● **Your task**
Transcribe the lines below verbatim, skipping the images.

● **Material**
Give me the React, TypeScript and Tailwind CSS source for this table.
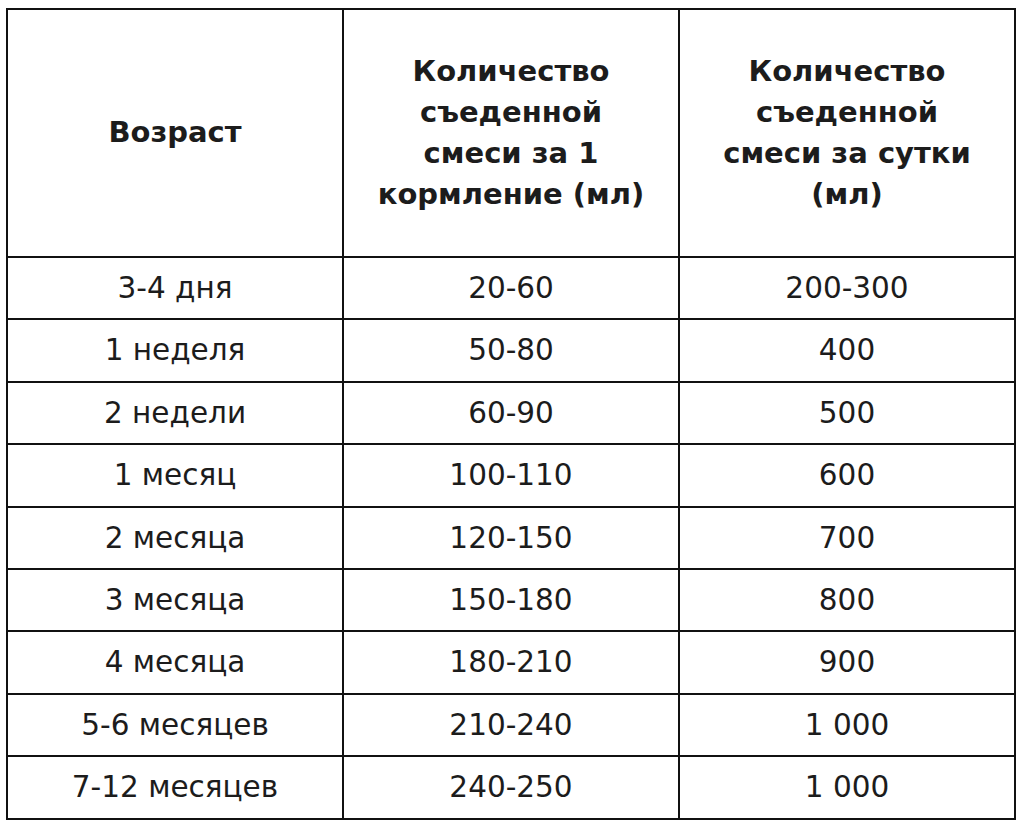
import React from "react";

const rows = [
  ["3-4 дня", "20-60", "200-300"],
  ["1 неделя", "50-80", "400"],
  ["2 недели", "60-90", "500"],
  ["1 месяц", "100-110", "600"],
  ["2 месяца", "120-150", "700"],
  ["3 месяца", "150-180", "800"],
  ["4 месяца", "180-210", "900"],
  ["5-6 месяцев", "210-240", "1 000"],
  ["7-12 месяцев", "240-250", "1 000"],
];

const App = () => {
  return (
    <div className="w-[1024px] h-[828px] bg-white pt-2 pl-[6px] font-['DejaVu_Sans',sans-serif] text-[#1c1c1c]">
      <table className="w-[1010px] border-collapse border-2 border-[#111] table-fixed">
        <thead>
          <tr className="h-[248px]">
            <th className="w-[336px] border-2 border-[#111] text-[29px] font-bold">Возраст</th>
            <th className="w-[336px] border-2 border-[#111] text-[29px] font-bold leading-[41px]">
              Количество
              <br />
              съеденной
              <br />
              смеси за 1
              <br />
              кормление (мл)
            </th>
            <th className="border-2 border-[#111] text-[29px] font-bold leading-[41px]">
              Количество
              <br />
              съеденной
              <br />
              смеси за сутки
              <br />
              (мл)
            </th>
          </tr>
        </thead>
        <tbody>
          {rows.map((row, i) => (
            <tr key={i} className="h-[62.4px]">
              {row.map((cell, j) => (
                <td key={j} className="border-2 border-[#111] text-center text-[29.5px] font-normal">
                  {cell}
                </td>
              ))}
            </tr>
          ))}
        </tbody>
      </table>
    </div>
  );
};

export default App;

● **Correct answer**
Give me the React, TypeScript and Tailwind CSS source for this table.
import React from "react";

const rows = [
  ["3-4 дня", "20-60", "200-300"],
  ["1 неделя", "50-80", "400"],
  ["2 недели", "60-90", "500"],
  ["1 месяц", "100-110", "600"],
  ["2 месяца", "120-150", "700"],
  ["3 месяца", "150-180", "800"],
  ["4 месяца", "180-210", "900"],
  ["5-6 месяцев", "210-240", "1 000"],
  ["7-12 месяцев", "240-250", "1 000"],
];

const App = () => {
  return (
    <div className="w-[1024px] h-[828px] bg-white pt-2 pl-[6px] font-['DejaVu_Sans',sans-serif] text-[#1c1c1c]">
      <table className="w-[1010px] border-collapse border-2 border-[#111] table-fixed">
        <thead>
          <tr className="h-[248px]">
            <th className="w-[336px] border-2 border-[#111] text-[29px] font-bold">Возраст</th>
            <th className="w-[336px] border-2 border-[#111] text-[29px] font-bold leading-[41px]">
              Количество
              <br />
              съеденной
              <br />
              смеси за 1
              <br />
              кормление (мл)
            </th>
            <th className="border-2 border-[#111] text-[29px] font-bold leading-[41px]">
              Количество
              <br />
              съеденной
              <br />
              смеси за сутки
              <br />
              (мл)
            </th>
          </tr>
        </thead>
        <tbody>
          {rows.map((row, i) => (
            <tr key={i} className="h-[62.4px]">
              {row.map((cell, j) => (
                <td key={j} className="border-2 border-[#111] text-center text-[29.5px] font-normal">
                  {cell}
                </td>
              ))}
            </tr>
          ))}
        </tbody>
      </table>
    </div>
  );
};

export default App;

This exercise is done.